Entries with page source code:
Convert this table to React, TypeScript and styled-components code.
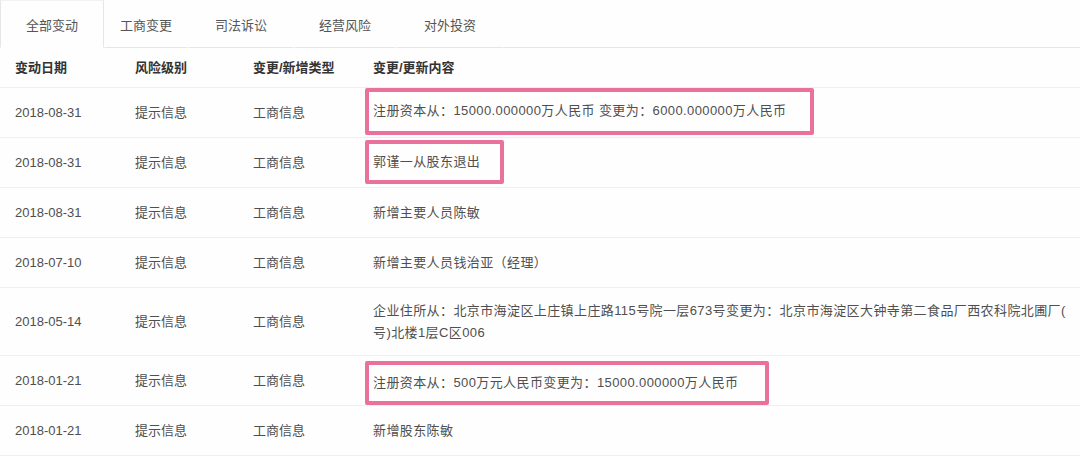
import styled, { createGlobalStyle } from "styled-components";

const GlobalStyle = createGlobalStyle`
  html, body {
    margin: 0;
    padding: 0;
    background: #fefefe;
    overflow: hidden;
  }
  body {
    font-family: "Liberation Sans", "Noto Sans CJK SC", sans-serif;
    font-size: 13px;
    color: #555;
  }
`;

const Page = styled.div`
  width: 1080px;
  height: 456px;
  display: flex;
  flex-direction: column;
`;

const TabBar = styled.div`
  display: flex;
  height: 48px;
  flex-shrink: 0;
`;

const Tab = styled.div<{ $w: number; $active?: boolean }>`
  width: ${p => p.$w}px;
  display: flex;
  align-items: center;
  justify-content: center;
  color: #555;
  box-sizing: border-box;
  border-bottom: 1px solid ${p => (p.$active ? "transparent" : "#e6e6e6")};
  border-left: 1px solid ${p => (p.$active ? "#e6e6e6" : "transparent")};
  border-right: 1px solid ${p => (p.$active ? "#e6e6e6" : "transparent")};
  border-top: 1px solid ${p => (p.$active ? "#f2f2f2" : "transparent")};
`;

const TabFill = styled.div`
  flex: 1;
  border-bottom: 1px solid #e6e6e6;
`;

const Row = styled.div<{ $h: number }>`
  display: grid;
  grid-template-columns: 120px 118px 120px 1fr;
  height: ${p => p.$h}px;
  box-sizing: border-box;
  border-bottom: 1px solid #efefef;
  flex-shrink: 0;
`;

const Cell = styled.div<{ $head?: boolean; $content?: boolean }>`
  display: flex;
  align-items: center;
  padding-left: 15px;
  line-height: 22px;
  color: ${p => (p.$head ? "#333" : "#4f4f4f")};
  font-weight: ${p => (p.$head ? 700 : 400)};
  letter-spacing: ${p => (p.$content ? "0.4px" : "0")};
  white-space: nowrap;
  overflow: hidden;
`;

const Mark = styled.div<{ $h: number; $pr: number; $dy?: number }>`
  display: flex;
  align-items: center;
  height: ${p => p.$h}px;
  box-sizing: border-box;
  border: 4px solid #e9719b;
  border-radius: 2px;
  margin-left: -8px;
  padding: 0 ${p => p.$pr}px 0 4px;
  margin-top: ${p => p.$dy ?? 0}px;
`;

const tabs = [
  { label: "全部变动", w: 104 },
  { label: "工商变更", w: 84 },
  { label: "司法诉讼", w: 106 },
  { label: "经营风险", w: 102 },
  { label: "对外投资", w: 108 },
];

type Item = {
  date: string;
  content: React.ReactNode;
  h?: number;
  mark?: { h: number; pr: number; dy?: number };
};

const rows: Item[] = [
  {
    date: "2018-08-31",
    content: "注册资本从：15000.000000万人民币 变更为：6000.000000万人民币",
    mark: { h: 47, pr: 24, dy: -3 },
  },
  { date: "2018-08-31", content: "郭谨一从股东退出", mark: { h: 44, pr: 20, dy: -2 } },
  { date: "2018-08-31", content: "新增主要人员陈敏" },
  { date: "2018-07-10", content: "新增主要人员钱治亚（经理）" },
  {
    date: "2018-05-14",
    h: 68,
    content: (
      <span>
        企业住所从：北京市海淀区上庄镇上庄路115号院一层673号变更为：北京市海淀区大钟寺第二食品厂西农科院北圃厂(
        <br />
        号)北楼1层C区006
      </span>
    ),
  },
  {
    date: "2018-01-21",
    content: "注册资本从：500万元人民币变更为：15000.000000万人民币",
    mark: { h: 44, pr: 27, dy: 4 },
  },
  { date: "2018-01-21", content: "新增股东陈敏" },
];

export default function App() {
  return (
    <Page>
      <GlobalStyle />
      <TabBar>
        {tabs.map((t, i) => (
          <Tab key={t.label} $w={t.w} $active={i === 0}>
            {t.label}
          </Tab>
        ))}
        <TabFill />
      </TabBar>
      <Row $h={40}>
        <Cell $head>变动日期</Cell>
        <Cell $head>风险级别</Cell>
        <Cell $head>变更/新增类型</Cell>
        <Cell $head>变更/更新内容</Cell>
      </Row>
      {rows.map((r, i) => (
        <Row key={i} $h={r.h ?? 50}>
          <Cell>{r.date}</Cell>
          <Cell>提示信息</Cell>
          <Cell>工商信息</Cell>
          <Cell $content>
            {r.mark ? (
              <Mark $h={r.mark.h} $pr={r.mark.pr} $dy={r.mark.dy}>
                {r.content}
              </Mark>
            ) : (
              r.content
            )}
          </Cell>
        </Row>
      ))}
    </Page>
  );
}
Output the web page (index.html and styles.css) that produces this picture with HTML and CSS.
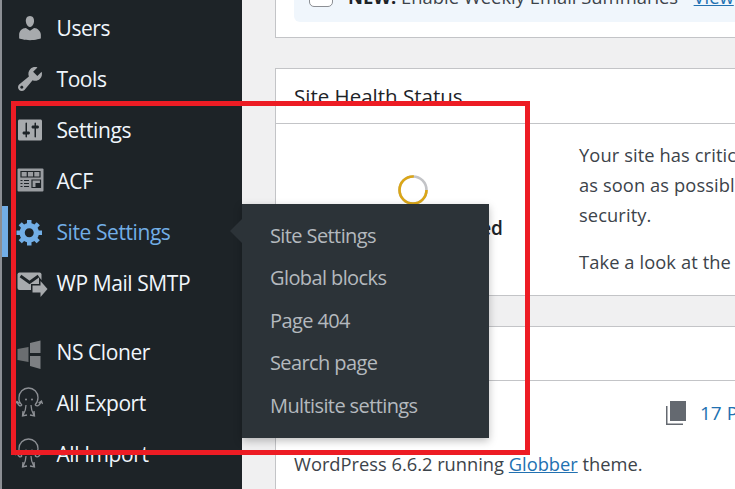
FILE: index.html
```html
<!DOCTYPE html>
<html lang="en">
<head>
<meta charset="utf-8">
<title>Dashboard</title>
<link rel="stylesheet" href="styles.css">
</head>
<body>
<div class="page">
  <div class="strip"></div>
  <nav class="sidebar">
    <ul class="menu">
      <li class="item"><svg class="icon" viewBox="0 0 20 20"><path d="M10 9.25c-2.27 0-2.73-3.44-2.73-3.44C7 4.02 7.82 2 9.97 2c2.16 0 2.98 2.02 2.71 3.81 0 0-.41 3.44-2.68 3.44zm0 2.57L12.72 10c2.39 0 4.52 2.33 4.52 4.53v2.49s-3.65 1.13-7.24 1.13c-3.65 0-7.24-1.13-7.24-1.13v-2.49c0-2.25 1.94-4.48 4.47-4.48z"/></svg><span>Users</span></li>
      <li class="item"><svg class="icon" viewBox="0 0 20 20"><path d="M16.68 9.77c-1.34 1.34-3.3 1.67-4.95.99l-5.41 6.52c-.99.99-2.59.99-3.58 0s-.99-2.59 0-3.57l6.52-5.42c-.68-1.65-.35-3.61.99-4.95 1.28-1.28 3.12-1.62 4.72-1.06l-2.89 2.89 2.82 2.82 2.86-2.87c.53 1.58.18 3.39-1.08 4.67zM3.81 16.21c.4.39 1.04.39 1.43 0 .4-.4.4-1.04 0-1.43-.39-.4-1.03-.4-1.43 0-.39.39-.39 1.03 0 1.43z"/></svg><span>Tools</span></li>
      <li class="item"><svg class="icon" viewBox="0 0 20 20"><path d="M18 16V4c0-.55-.45-1-1-1H3c-.55 0-1 .45-1 1v12c0 .55.45 1 1 1h14c.55 0 1-.45 1-1zM8 11h1c.55 0 1 .45 1 1s-.45 1-1 1H8v1.5c0 .28-.22.5-.5.5s-.5-.22-.5-.5V13H6c-.55 0-1-.45-1-1s.45-1 1-1h1V5.5c0-.28.22-.5.5-.5s.5.22.5.5V11zm5-2h-1c-.55 0-1-.45-1-1s.45-1 1-1h1V5.5c0-.28.22-.5.5-.5s.5.22.5.5V7h1c.55 0 1 .45 1 1s-.45 1-1 1h-1v5.500c0 .28-.22.5-.5.5s-.5-.22-.5-.5V9z"/></svg><span>Settings</span></li>
      <li class="item"><svg class="icon" viewBox="-2.500 -2.500 30 30"><rect class="acf-box" width="26" height="23" rx="1"/><path class="acf-line" d="M3.500 3h19v5.500h-19zM9.800 3v5.500M16.200 3v5.500M6.500 12h5M6.500 15h5M6.500 18h5M3 12h2M3 15h2M3 18h2M14.500 11.500h8.500v7.500h-8.500z"/><rect class="acf-fill" x="18" y="14.500" width="5" height="4.500"/></svg><span>ACF</span></li>
      <li class="item active"><svg class="icon" viewBox="0 0 20 20"><path d="M18 12h-2.180c-.17.7-.44 1.350-.81 1.930l1.540 1.540-2.100 2.100-1.540-1.540c-.58.36-1.230.63-1.910.79V19H8v-2.180c-.68-.16-1.330-.43-1.910-.79l-1.540 1.540-2.120-2.120 1.540-1.540c-.36-.58-.63-1.230-.79-1.910H1V9.030h2.170c.16-.7.44-1.350.8-1.940L2.430 5.550l2.100-2.100 1.540 1.540c.58-.37 1.240-.64 1.930-.81V2h3v2.180c.68.16 1.330.43 1.910.79l1.540-1.540 2.120 2.120-1.540 1.540c.36.59.64 1.240.8 1.940H18V12zm-8.500 1.500c1.660 0 3-1.340 3-3s-1.340-3-3-3-3 1.340-3 3 1.340 3 3 3z"/></svg><span>Site Settings</span>
        <ul class="flyout">
          <li>Site Settings</li>
          <li>Global blocks</li>
          <li>Page 404</li>
          <li>Search page</li>
          <li>Multisite settings</li>
        </ul>
      </li>
      <li class="item"><svg class="icon" viewBox="-2.500 -4.500 30 30"><rect width="24" height="17.500" rx="2"/><path class="cut" d="M3 3.500 12 10l9-6.500"/><path class="arrow" d="M15 13h8V8.500l7 8-7 8V20h-8z"/></svg><span>WP Mail SMTP</span></li>
      <li class="item gap"><svg class="icon dim" viewBox="0 0 30 30"><path d="M2.500 12 13.500 10v15l-11-2z"/><path class="dim-light" d="M15 6l10.500-2.500V16H15z"/><path class="dim-light" d="M15 19h10.500v13L15 29z"/></svg><span>NS Cloner</span></li>
      <li class="item"><svg class="icon line" viewBox="0 0 30 30"><path d="M7 17C3.500 14 4 9.500 4 9.500a9.500 9.500 0 0 1 19 0c0 3.500-1 5.500-3 7.500M7 17c-2 2-4 0-5-3M0 16l2-2.500 2.500 2M20 17c3 2 5 0 6-3.500M23.500 15l3-2 1 3M11 17c0 5-1 7-3 10.500M16 17c0 5 1 7 3 10.500M8 23l-.5 5 4.500-1M19 23l.5 5-4.500-1"/><circle class="dot" cx="11" cy="11.500" r="1"/><circle class="dot" cx="17" cy="11.500" r="1"/></svg><span>All Export</span></li>
      <li class="item"><svg class="icon line" viewBox="0 0 30 30"><path d="M7 17C3.500 14 4 9.500 4 9.500a9.500 9.500 0 0 1 19 0c0 3.500-1 5.500-3 7.500M7 17c-2 2-4 0-5-3M0 16l2-2.500 2.500 2M20 17c3 2 5 0 6-3.500M23.500 15l3-2 1 3M11 17c0 5-1 7-3 10.500M16 17c0 5 1 7 3 10.500M8 23l-.5 5 4.500-1M19 23l.5 5-4.500-1"/><circle class="dot" cx="11" cy="11.500" r="1"/><circle class="dot" cx="17" cy="11.500" r="1"/></svg><span>All Import</span></li>
    </ul>
  </nav>
  <main class="content">
    <section class="card first">
      <div class="notice"><span class="check"></span><span class="notice-text"><b class="new">NEW!</b> Enable Weekly Email Summaries - <a href="#">View</a></span></div>
    </section>
    <section class="card">
      <h2 class="card-head">Site Health Status</h2>
      <div class="health">
        <div class="status">
          <svg class="ring" viewBox="0 0 30 30"><circle class="ring-back" cx="15" cy="15" r="13.500"/><circle class="ring-front" cx="15" cy="15" r="13.500" pathLength="100" stroke-dasharray="76 100"/></svg>
          <strong>Should be improved</strong>
        </div>
        <div class="text">
          <p>Your site has critical issues that should be addressed<br>as soon as possible to improve its performance and<br>security.</p>
          <p>Take a look at the 3 items on the Site Health screen.</p>
        </div>
      </div>
    </section>
    <section class="card glance-card">
      <h2 class="card-head">At a Glance</h2>
      <div class="glance">
        <div class="counts">
          <svg class="pages" viewBox="0 0 20 24"><path d="M0 5h1.500v17.500H17V24H0z"/><path d="M4 0h16v20H4z"/></svg>
          <a href="#">17 Pages</a>
        </div>
        <p>WordPress 6.6.2 running <a class="theme" href="#">Globber</a> theme.</p>
      </div>
    </section>
  </main>
</div>
<div class="highlight"></div>
</body>
</html>
```
FILE: styles.css
```css
* { box-sizing: border-box; }
html, body { margin: 0; height: 100%; overflow: hidden; }
body { font-family: "Open Sans", "Noto Sans", sans-serif; background: #f0f0f1; color: #3c434a; }
ul { list-style: none; margin: 0; padding: 0; }
a { color: #2271b1; text-decoration: none; }

.page { display: flex; height: 489px; overflow: hidden; }
.strip { flex: 0 0 2px; background: #8c8f94; }

.sidebar { flex: 0 0 240px; background: #1d2327; position: relative; z-index: 2; padding-top: 2px; }
.item { position: relative; display: flex; align-items: center; height: 51px; padding-left: 6.500px; border-left: 6px solid transparent; color: #f0f6fc; font-size: 21px; letter-spacing: -.42px; white-space: nowrap; }
.item > span { margin-left: 12px; }
.icon { flex: 0 0 30px; width: 30px; height: 30px; fill: #a7aaad; overflow: visible; }
.item.gap { margin-top: 18px; }
.active { border-left-color: #72aee6; color: #72aee6; }
.active .icon { fill: #72aee6; }
.acf-box { fill: #9a9da1; }
.acf-line { fill: none; stroke: #1d2327; stroke-width: 1.200; }
.acf-fill { fill: #1d2327; }
.cut { fill: none; stroke: #1d2327; stroke-width: 2.800; }
.arrow { stroke: #1d2327; stroke-width: 3; paint-order: stroke; }
.dim { fill: #6b6e71; }
.dim-light { fill: #7d8083; }
.line { fill: none; stroke: #8c8f94; stroke-width: 1.300; }
.dot { fill: #8c8f94; stroke: none; }

.flyout { position: absolute; left: 234px; top: -2px; width: 247px; height: 234px; padding: 10.500px 0 0 28px; background: #2c3338; color: #b4b9be; font-size: 20px; letter-spacing: -.6px; box-shadow: 0 3px 8px rgba(0, 0, 0, .25); }
.flyout::before { content: ""; position: absolute; left: -12px; top: 15px; border: 12px solid transparent; border-left: 0; border-right-color: #2c3338; }
.flyout li { height: 42.500px; line-height: 42.500px; }

.content { flex: 1 0 0; min-width: 0; padding-left: 33px; margin-top: -30px; position: relative; z-index: 1; }
.card { background: #fff; border: 1px solid #c3c4c7; margin: 0 -20px 30px 0; }
.first { height: 68px; padding: 10px 0 0 18px; margin-bottom: 30px; }
.notice { display: flex; align-items: flex-start; height: 41px; padding: 1px 0 0 15px; gap: 15px; background: #f0f6fc; border-radius: 6px; font-size: 18.400px; white-space: nowrap; }
.check { flex: 0 0 24px; height: 24px; margin-top: 1px; background: #fff; border: 1px solid #8c8f94; border-radius: 5px; }
.notice-text { margin-top: 3px; line-height: 24px; }
.notice-text a { text-decoration: underline; }
.new { font-weight: 700; color: #1d2327; }
.card-head { height: 55px; margin: 0; padding: 14px 18px 0; border-bottom: 1px solid #c3c4c7; font-size: 20.500px; line-height: 27px; font-weight: 500; color: #1d2327; white-space: nowrap; overflow: hidden; }
.glance-card .card-head { height: 54px; }

.health { display: flex; height: 171px; }
.status { flex: 0 0 303px; padding: 51px 0 0 122px; display: flex; flex-direction: column; align-items: flex-start; }
.ring { width: 30px; height: 30px; }
.ring-back, .ring-front { fill: none; stroke-width: 2.600; }
.ring-back { stroke: #c3c4c7; }
.ring-front { stroke: #dba617; }
.status strong { margin: 8px 0 0 -79px; font-size: 19px; line-height: 30px; font-weight: 600; color: #1d2327; white-space: nowrap; }
.text { flex: 1 0 0; padding-top: 16px; font-size: 18.300px; line-height: 30px; letter-spacing: .1px; white-space: nowrap; }
.text p { margin: 0 0 17px; }

.glance { padding: 16px 18px 0; font-size: 18.300px; height: 110px; }
.counts { display: flex; align-items: center; gap: 14px; margin-left: 372px; height: 31px; white-space: nowrap; font-size: 19px; }
.pages { flex: 0 0 20px; width: 20px; height: 24px; fill: #646970; }
.glance p { margin: 21px 0 0; line-height: 30px; white-space: nowrap; }
.theme { text-decoration: underline; }

.highlight { position: absolute; left: 11px; top: 101px; width: 519px; height: 354px; border: 5px solid #ed1c24; z-index: 5; }
```
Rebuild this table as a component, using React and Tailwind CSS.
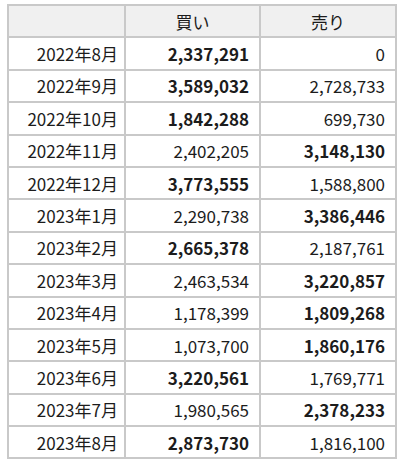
import React from "react";

const rows = [
    ["2022年8月", "2,337,291", "0", 1],
    ["2022年9月", "3,589,032", "2,728,733", 1],
    ["2022年10月", "1,842,288", "699,730", 1],
    ["2022年11月", "2,402,205", "3,148,130", 2],
    ["2022年12月", "3,773,555", "1,588,800", 1],
    ["2023年1月", "2,290,738", "3,386,446", 2],
    ["2023年2月", "2,665,378", "2,187,761", 1],
    ["2023年3月", "2,463,534", "3,220,857", 2],
    ["2023年4月", "1,178,399", "1,809,268", 2],
    ["2023年5月", "1,073,700", "1,860,176", 2],
    ["2023年6月", "3,220,561", "1,769,771", 1],
    ["2023年7月", "1,980,565", "2,378,233", 2],
    ["2023年8月", "2,873,730", "1,816,100", 1],
];

const cell = "border-2 border-[#c9c9c9] h-[32.4px] p-0 align-middle";

const App = () => {
    return (
        <div className="pt-[4px] pl-[7px] bg-white w-[400px] h-[461px] text-[17px] text-[#1c1c1c] font-['Noto_Sans_CJK_JP',sans-serif] leading-none">
            <table className="border-collapse w-[388px] table-fixed">
                <colgroup>
                    <col className="w-[117px]" />
                    <col className="w-[135px]" />
                    <col className="w-[136px]" />
                </colgroup>
                <thead>
                    <tr className="bg-[#f0f0f0]">
                        <th className={cell}></th>
                        <th className={cell + " font-normal text-center"}>買い</th>
                        <th className={cell + " font-normal text-center"}>売り</th>
                    </tr>
                </thead>
                <tbody>
                    {rows.map((r) => (
                        <tr key={r[0]}>
                            <td className={cell + " text-right pr-[6px]"}>{r[0]}</td>
                            <td className={cell + " text-right pr-[10px]" + (r[3] === 1 ? " font-bold" : "")}>{r[1]}</td>
                            <td className={cell + " text-right pr-[10px]" + (r[3] === 2 ? " font-bold" : "")}>{r[2]}</td>
                        </tr>
                    ))}
                </tbody>
            </table>
        </div>
    );
};

export default App;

-- WRITTEN PROBLEM --
Set down the lines running from the one with "Rebuild this table" through the one with "import React from", both ends kept, exactly and with no pictures.

-- EXERCISE RESPONSE --
Rebuild this table as a component, using React and Tailwind CSS.
import React from "react";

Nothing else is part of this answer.